_EXERCISE AIM:_ Search the listing below for the string "index" and copy every line where it occurs.

──────── DATASET EXCERPT

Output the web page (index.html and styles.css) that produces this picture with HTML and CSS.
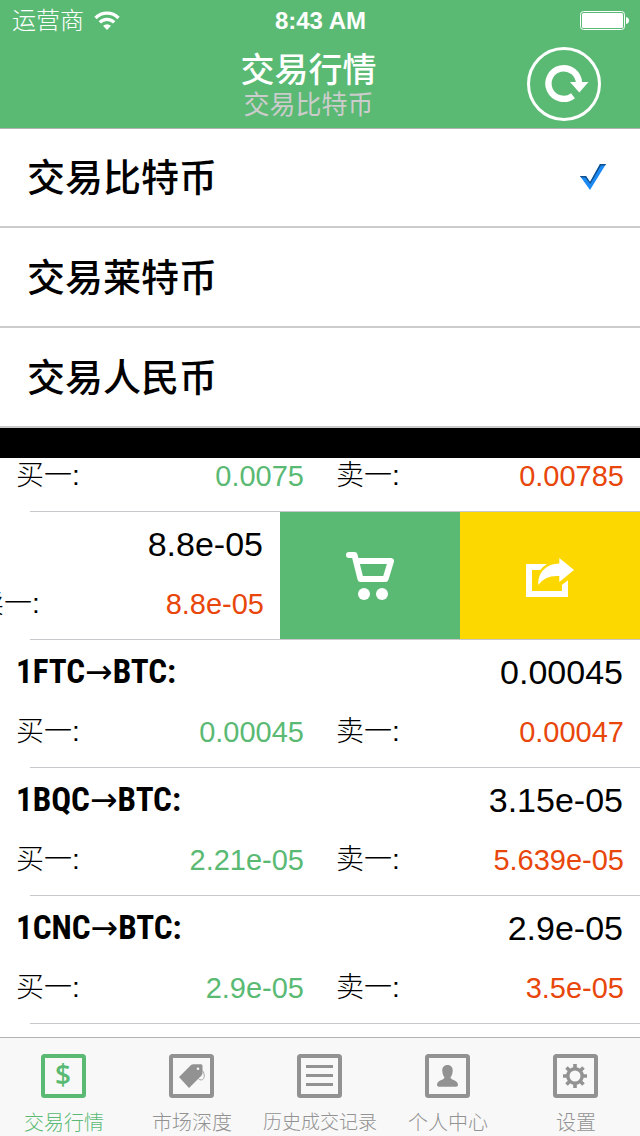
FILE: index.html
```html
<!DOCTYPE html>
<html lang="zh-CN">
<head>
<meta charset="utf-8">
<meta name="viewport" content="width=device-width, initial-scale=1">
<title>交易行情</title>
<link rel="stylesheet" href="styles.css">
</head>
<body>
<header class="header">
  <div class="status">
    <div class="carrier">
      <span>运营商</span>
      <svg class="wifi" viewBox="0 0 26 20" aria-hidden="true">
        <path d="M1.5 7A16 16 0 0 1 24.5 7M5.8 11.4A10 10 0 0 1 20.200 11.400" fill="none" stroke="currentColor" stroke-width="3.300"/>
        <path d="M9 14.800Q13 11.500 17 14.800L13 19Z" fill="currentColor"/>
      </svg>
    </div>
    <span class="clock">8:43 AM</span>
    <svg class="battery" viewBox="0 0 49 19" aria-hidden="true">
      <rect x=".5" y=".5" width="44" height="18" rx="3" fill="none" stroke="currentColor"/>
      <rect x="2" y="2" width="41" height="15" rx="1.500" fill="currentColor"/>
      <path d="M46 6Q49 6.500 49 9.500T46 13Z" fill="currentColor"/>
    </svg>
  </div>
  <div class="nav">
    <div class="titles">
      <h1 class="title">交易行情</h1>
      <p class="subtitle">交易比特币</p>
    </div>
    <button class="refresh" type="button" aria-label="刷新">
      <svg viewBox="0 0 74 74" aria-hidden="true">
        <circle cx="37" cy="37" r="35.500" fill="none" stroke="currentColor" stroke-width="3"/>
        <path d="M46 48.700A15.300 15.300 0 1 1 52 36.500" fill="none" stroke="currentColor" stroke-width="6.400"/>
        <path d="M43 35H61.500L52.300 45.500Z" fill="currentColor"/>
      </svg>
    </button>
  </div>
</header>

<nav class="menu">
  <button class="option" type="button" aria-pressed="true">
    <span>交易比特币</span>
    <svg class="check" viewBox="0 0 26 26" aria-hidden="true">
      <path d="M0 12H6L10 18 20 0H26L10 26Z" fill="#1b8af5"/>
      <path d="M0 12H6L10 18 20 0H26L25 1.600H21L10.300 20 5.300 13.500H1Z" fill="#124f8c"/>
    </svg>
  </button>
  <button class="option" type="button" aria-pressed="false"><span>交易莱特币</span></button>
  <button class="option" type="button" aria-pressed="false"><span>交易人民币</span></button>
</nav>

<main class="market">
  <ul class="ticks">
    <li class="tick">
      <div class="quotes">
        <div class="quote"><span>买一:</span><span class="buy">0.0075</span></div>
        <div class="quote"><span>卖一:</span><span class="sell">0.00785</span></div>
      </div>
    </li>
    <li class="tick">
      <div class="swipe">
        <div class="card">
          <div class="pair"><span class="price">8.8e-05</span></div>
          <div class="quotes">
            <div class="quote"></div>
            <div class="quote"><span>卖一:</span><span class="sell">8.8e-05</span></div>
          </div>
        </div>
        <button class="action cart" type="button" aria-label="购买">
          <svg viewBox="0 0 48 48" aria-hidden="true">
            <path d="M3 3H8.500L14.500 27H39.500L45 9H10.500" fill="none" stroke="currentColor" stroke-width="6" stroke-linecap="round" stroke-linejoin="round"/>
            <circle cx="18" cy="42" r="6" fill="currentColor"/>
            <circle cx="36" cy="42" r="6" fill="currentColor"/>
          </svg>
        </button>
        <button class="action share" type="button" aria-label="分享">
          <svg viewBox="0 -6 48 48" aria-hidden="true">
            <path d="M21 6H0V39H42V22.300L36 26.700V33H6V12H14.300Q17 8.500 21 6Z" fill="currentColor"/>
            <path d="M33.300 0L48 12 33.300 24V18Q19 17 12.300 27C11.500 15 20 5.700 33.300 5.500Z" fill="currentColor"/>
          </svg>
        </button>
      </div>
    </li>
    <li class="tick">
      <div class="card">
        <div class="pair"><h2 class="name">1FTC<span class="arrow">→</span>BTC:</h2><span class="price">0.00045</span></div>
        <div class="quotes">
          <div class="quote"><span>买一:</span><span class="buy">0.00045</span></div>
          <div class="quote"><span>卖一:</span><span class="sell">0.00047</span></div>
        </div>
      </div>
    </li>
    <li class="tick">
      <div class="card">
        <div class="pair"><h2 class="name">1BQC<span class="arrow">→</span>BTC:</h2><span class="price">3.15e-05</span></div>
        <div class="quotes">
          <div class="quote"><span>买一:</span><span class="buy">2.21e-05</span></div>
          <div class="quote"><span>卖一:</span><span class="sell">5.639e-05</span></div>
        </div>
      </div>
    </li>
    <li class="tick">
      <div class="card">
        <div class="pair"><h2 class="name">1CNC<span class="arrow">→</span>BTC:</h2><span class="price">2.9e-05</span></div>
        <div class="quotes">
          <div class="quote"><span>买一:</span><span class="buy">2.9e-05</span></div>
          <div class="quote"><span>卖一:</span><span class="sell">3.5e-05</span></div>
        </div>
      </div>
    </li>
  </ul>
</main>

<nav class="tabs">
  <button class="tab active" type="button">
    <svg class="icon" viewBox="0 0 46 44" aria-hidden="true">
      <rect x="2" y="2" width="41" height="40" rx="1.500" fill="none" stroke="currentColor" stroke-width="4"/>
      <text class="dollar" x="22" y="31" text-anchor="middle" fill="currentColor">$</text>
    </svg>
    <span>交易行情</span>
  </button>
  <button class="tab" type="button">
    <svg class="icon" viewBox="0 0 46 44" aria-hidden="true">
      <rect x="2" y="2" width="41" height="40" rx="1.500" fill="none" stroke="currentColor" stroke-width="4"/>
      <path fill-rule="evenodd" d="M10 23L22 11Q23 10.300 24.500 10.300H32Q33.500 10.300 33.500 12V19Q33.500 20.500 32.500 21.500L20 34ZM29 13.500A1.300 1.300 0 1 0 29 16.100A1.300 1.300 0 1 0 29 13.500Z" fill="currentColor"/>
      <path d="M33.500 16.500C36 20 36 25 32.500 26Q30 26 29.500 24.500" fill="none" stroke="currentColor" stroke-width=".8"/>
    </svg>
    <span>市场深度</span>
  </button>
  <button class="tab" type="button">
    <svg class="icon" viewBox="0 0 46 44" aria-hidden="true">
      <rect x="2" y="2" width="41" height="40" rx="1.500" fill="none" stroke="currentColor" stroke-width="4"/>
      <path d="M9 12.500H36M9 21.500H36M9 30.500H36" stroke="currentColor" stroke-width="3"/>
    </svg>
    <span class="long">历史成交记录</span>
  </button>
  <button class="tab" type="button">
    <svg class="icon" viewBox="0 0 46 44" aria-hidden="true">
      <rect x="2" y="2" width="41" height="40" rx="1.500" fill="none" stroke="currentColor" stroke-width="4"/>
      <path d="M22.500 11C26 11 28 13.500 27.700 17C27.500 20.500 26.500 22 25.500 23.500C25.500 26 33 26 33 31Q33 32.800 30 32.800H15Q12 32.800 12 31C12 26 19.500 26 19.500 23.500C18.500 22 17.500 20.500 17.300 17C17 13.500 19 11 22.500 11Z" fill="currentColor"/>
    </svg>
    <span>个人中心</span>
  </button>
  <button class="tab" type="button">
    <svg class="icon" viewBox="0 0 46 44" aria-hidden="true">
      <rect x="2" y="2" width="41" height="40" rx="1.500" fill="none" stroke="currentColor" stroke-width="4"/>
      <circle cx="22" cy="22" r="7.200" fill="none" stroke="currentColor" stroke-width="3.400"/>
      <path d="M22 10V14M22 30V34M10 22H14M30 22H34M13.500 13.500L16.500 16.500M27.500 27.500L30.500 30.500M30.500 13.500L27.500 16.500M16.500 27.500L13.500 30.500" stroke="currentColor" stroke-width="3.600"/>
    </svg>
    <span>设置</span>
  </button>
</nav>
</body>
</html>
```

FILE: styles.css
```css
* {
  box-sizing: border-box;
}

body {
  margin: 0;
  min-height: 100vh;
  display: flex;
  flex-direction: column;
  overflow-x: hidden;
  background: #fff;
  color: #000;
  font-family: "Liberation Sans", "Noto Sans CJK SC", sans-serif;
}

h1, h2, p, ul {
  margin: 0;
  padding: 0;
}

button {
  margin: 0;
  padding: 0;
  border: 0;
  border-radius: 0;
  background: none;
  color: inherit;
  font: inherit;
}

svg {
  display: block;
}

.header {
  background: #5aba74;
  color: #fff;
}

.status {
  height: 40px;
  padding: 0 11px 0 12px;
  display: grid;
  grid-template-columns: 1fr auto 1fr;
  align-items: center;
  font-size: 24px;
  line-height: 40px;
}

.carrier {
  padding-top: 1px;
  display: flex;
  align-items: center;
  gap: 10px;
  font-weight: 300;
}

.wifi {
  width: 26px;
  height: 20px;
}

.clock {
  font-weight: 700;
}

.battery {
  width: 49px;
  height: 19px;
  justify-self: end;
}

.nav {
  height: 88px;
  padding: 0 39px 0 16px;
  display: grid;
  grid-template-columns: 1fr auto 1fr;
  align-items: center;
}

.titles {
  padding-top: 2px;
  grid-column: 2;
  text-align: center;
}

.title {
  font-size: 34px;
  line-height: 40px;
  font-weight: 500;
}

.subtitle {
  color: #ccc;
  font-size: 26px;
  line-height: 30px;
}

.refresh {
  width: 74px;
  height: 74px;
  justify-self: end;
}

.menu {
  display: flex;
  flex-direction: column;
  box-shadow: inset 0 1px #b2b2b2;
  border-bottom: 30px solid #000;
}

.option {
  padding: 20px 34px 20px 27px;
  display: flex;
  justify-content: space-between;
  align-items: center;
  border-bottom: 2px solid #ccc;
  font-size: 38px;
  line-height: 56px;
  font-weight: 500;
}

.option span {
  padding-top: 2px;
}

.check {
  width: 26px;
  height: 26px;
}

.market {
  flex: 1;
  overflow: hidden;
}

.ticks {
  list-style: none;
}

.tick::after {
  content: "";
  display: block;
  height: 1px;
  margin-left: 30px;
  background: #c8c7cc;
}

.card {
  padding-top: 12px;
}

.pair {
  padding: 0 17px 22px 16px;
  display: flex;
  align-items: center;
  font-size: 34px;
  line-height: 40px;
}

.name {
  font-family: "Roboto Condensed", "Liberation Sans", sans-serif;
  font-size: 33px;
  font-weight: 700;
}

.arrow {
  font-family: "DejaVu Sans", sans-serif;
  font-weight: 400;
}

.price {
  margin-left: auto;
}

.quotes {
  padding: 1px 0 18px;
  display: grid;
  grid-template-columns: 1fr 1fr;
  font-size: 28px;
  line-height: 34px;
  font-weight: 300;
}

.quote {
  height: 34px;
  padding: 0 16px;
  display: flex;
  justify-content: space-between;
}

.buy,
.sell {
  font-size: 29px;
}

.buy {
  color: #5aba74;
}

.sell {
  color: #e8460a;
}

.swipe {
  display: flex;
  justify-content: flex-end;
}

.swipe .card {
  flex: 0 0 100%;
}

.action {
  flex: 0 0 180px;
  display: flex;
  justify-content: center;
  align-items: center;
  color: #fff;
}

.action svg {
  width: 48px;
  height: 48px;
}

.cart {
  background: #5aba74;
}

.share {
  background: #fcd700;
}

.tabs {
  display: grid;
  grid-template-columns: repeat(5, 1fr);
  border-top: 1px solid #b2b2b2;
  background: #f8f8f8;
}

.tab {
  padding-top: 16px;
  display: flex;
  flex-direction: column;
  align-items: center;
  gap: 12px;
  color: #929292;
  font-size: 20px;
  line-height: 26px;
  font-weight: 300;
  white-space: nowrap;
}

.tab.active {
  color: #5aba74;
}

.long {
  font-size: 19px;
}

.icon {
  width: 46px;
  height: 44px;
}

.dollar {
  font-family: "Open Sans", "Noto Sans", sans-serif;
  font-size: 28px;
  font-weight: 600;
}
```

────────────────

_RESULT:_
Output the web page (index.html and styles.css) that produces this picture with HTML and CSS.
FILE: index.html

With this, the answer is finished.